Mondo

la lettera

Caro Direttore,

sul Corriere della sera Pierluigi Battista ha adoperato le parole giuste per commentare l'incredibile e oltremodo stigmatizzabile comportamento dell'Ordine nazionale dei giornalisti nei confronti di Magdi Cristiano Allam, reo di aver puntato il dito contro le criminali manifestazioni egemoniche degli estremisti islamici. Vorrei esprimere anch'io, che del Corriere sono giornalista, la mia totale solidarietà ad Allam. L'Ordine è un organismo autoritario che non trova riscontri in alcun paese europeo; nasce da una concezione superfascista dello Stato: è oggi non inutile, gravemente dannoso a ogni principio di libertà sì che una nazione civile l'avrebbe abolito da decenni. E in ordine all'Ordine posso citare anche la mia piccola esperienza istruttiva pur se benvero non paragonabile a quella, estrema, di Allam. Quando nel 1979 venni assunto al Corriere della sera i Salotti milanesi, spalleggiati dal Pci e dall'ufficio stampa della Scala, scatenarono la reazione contro di me; ci fu una raccolta di firme della cultura italiana; e l'Ordine della Lombardia, allora presieduto da un Carlo De Martino, per non mancare di correre in soccorso degli apparenti (allora) vincitori, mi denunciò a quello mio di appartenenza per incompatibilità collo status giornalistico dal momento ch'ero anche professore; e me la cavai solo per aver trovato una precedente sentenza relativa a Giovanni Spadolini che statuiva i maestri di una certa disciplina poter e dover insegnare.

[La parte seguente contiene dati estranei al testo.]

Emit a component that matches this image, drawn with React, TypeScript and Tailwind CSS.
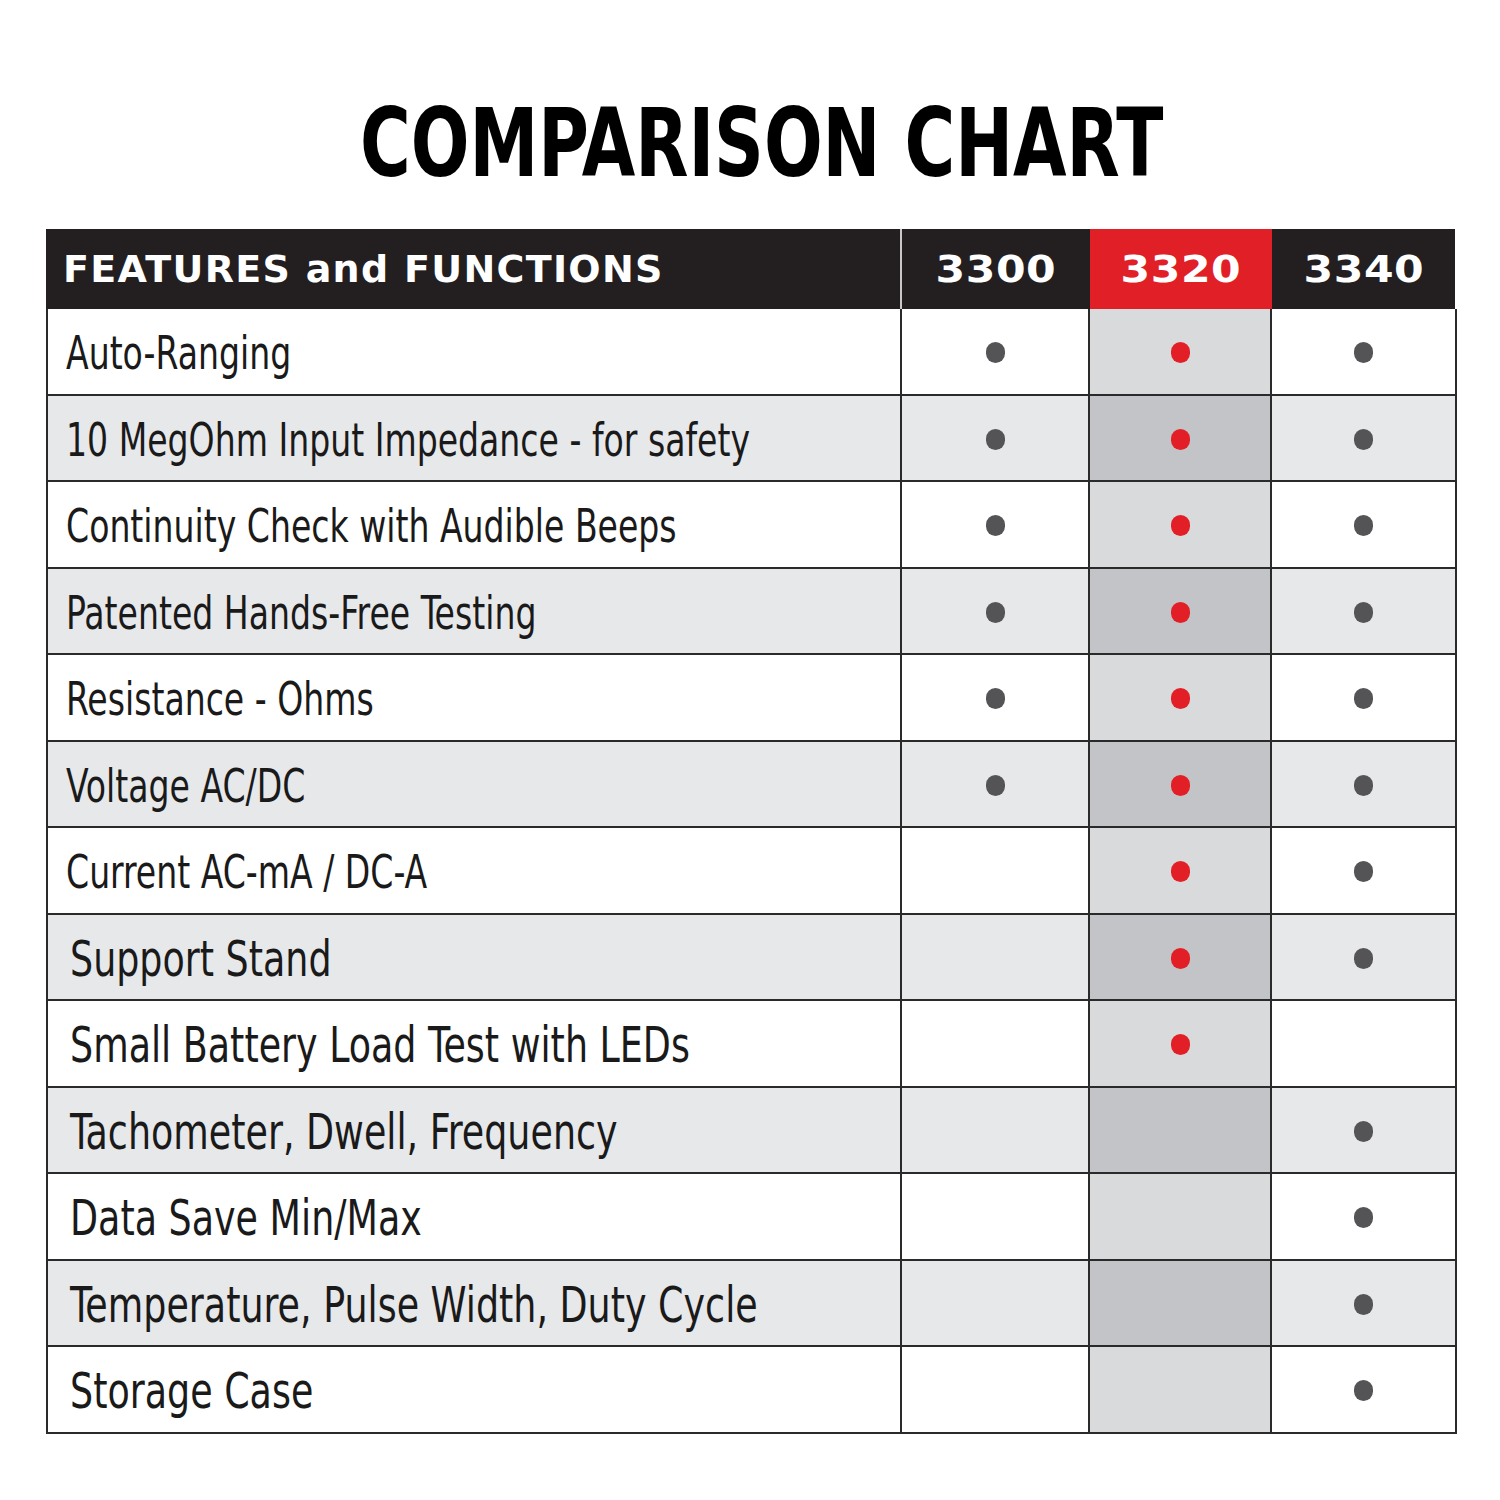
import React from "react";

// big: lower rows use a slightly larger type in the chart
const rows = [
  { label: "Auto-Ranging", has: [1, 1, 1], big: false },
  { label: "10 MegOhm Input Impedance - for safety", has: [1, 1, 1], big: false },
  { label: "Continuity Check with Audible Beeps", has: [1, 1, 1], big: false },
  { label: "Patented Hands-Free Testing", has: [1, 1, 1], big: false },
  { label: "Resistance - Ohms", has: [1, 1, 1], big: false },
  { label: "Voltage AC/DC", has: [1, 1, 1], big: false },
  { label: "Current AC-mA / DC-A", has: [0, 1, 1], big: false },
  { label: "Support Stand", has: [0, 1, 1], big: true },
  { label: "Small Battery Load Test with LEDs", has: [0, 1, 0], big: true },
  { label: "Tachometer, Dwell, Frequency", has: [0, 0, 1], big: true },
  { label: "Data Save Min/Max", has: [0, 0, 1], big: true },
  { label: "Temperature, Pulse Width, Duty Cycle", has: [0, 0, 1], big: true },
  { label: "Storage Case", has: [0, 0, 1], big: true },
];

const narrow = {
  fontFamily: '"DejaVu Sans Condensed", "Liberation Sans Narrow", "Liberation Sans", sans-serif',
};
const wide = { fontFamily: '"DejaVu Sans", "Liberation Sans", sans-serif' };

function Dot({ red }: { red?: boolean }) {
  return (
    <span
      className={
        "block w-[19px] h-[21px] rounded-full mt-[3px] " +
        (red ? "bg-[#e21f26]" : "bg-[#545456]")
      }
    />
  );
}

export default function App() {
  return (
    <div className="w-[1500px] h-[1500px] bg-white pt-[97px]">
      <h1
        style={narrow}
        className="h-[94px] text-[94px] leading-none font-bold text-center text-black pl-[24px] whitespace-nowrap"
      >
        <span className="inline-block origin-center scale-x-[0.817]">COMPARISON CHART</span>
      </h1>

      <div className="mt-[38px] ml-[46px] w-[1411px]">
        {/* header */}
        <div style={wide} className="flex h-[80px] w-[1409px] font-bold text-white text-[38px] leading-none">
          <div className="w-[856px] bg-[#231f20] border-r-2 border-[#c8c8c8] flex items-center pl-[17px] tracking-[1.3px]">
            FEATURES and FUNCTIONS
          </div>
          <div className="w-[188px] bg-[#231f20] flex items-center justify-center">
            <span className="inline-block scale-x-[1.12] tracking-[0.5px]">3300</span>
          </div>
          <div className="w-[182px] bg-[#e11f26] flex items-center justify-center">
            <span className="inline-block scale-x-[1.12] tracking-[0.5px]">3320</span>
          </div>
          <div className="flex-1 bg-[#231f20] flex items-center justify-center">
            <span className="inline-block scale-x-[1.12] tracking-[0.5px]">3340</span>
          </div>
        </div>

        {/* body */}
        {rows.map((r, i) => {
          const grey = i % 2 === 1;
          return (
            <div
              key={r.label}
              className={
                "flex h-[86.5px] border-l-2 border-r-2 border-b-2 border-[#2a2a2a] " +
                (grey ? "bg-[#e7e8ea]" : "bg-white")
              }
            >
              <div
                style={narrow}
                className={
                  "w-[854px] border-r-2 border-[#2a2a2a] flex items-center leading-none text-[#1a1a1a] whitespace-nowrap " +
                  (r.big ? "text-[50px] pl-[22px]" : "text-[46px] pl-[18px]")
                }
              >
                <span
                  className={
                    "inline-block origin-left mt-[4px] " +
                    (r.big ? "scale-x-[0.81]" : "scale-x-[0.80]")
                  }
                >
                  {r.label}
                </span>
              </div>
              <div className="w-[188px] border-r-2 border-[#2a2a2a] flex items-center justify-center">
                {r.has[0] ? <Dot /> : null}
              </div>
              <div
                className={
                  "w-[182px] border-r-2 border-[#2a2a2a] flex items-center justify-center " +
                  (grey ? "bg-[#c3c4c7]" : "bg-[#d9dadc]")
                }
              >
                {r.has[1] ? <Dot red /> : null}
              </div>
              <div className="flex-1 flex items-center justify-center">
                {r.has[2] ? <Dot /> : null}
              </div>
            </div>
          );
        })}
      </div>
    </div>
  );
}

Subito dopo il critico musicale Teodoro Celli, che non era stato dal Messaggero chiamato nella sua Milano, inviò al direttore del Corriere Alberto Cavallari, in mano al Pci (e che, odiando tutti, odiava particolarmente Zincone, Feltri e me), una lettera nella quale affermava che io ero stato assunto dal predecessore Franco Di Bella per il fatto d'esser l'amante del grande Giovanni Testori, che a Di Bella mi aveva raccomandato: e l'Ordine nazionale rigettò il mio ricorso contro il Cavallari che, per impedirmi di querelare il Celli, non volle dare a mie mani la missiva e nemmeno rilasciarmi un documento attestante il suo contenuto infamante: che io conoscevo avendo avuta consegnata da Di Bella analoga lettera nella quale il Celli si vantava di aver scritto al Cavallari nello stesso senso. Di lettere, mi disse il professor Alberto Crespi, me ne occorrevano due perché vi fosse il requisito della pubblicità del reato; l'Ordine sentenziò che il direttore non era tenuto a ostendere corrispondenza privata: quasi che l'accusa del Celli non fosse stata inviata al Cavallari, come a Di Bella, nella qualità. Tanto per ricordarlo al lettore, il Cavallari portò il Corriere in prima linea contro Enzo Tortora nel suo calvario giudiziario: Tortora era innocentissimo.

Da ultimo, all'inizio del 2013, quando il soprintendente della Scala mi dichiarò persona non grata, l'Ordine nazionale (e, si badi bene, su mia sollecitazione, altrimenti nemmeno questo avrebbe fatto!) si limitò alla foglia di fico di un generico documento di protesta e non richiese, come io avrei desiderato, un incontro col ministro dei Beni culturali, della Scala massimo sovventore, perché agisse di conseguenza.

Sia chiaro, se definisco l'Ordine come lo definisco, non ho certo migliore opinione della Federazione Nazionale della Stampa, fra i principali colpevoli della proletarizzazione dello stato del giornalista; inutile dire che da anni non ne faccio parte.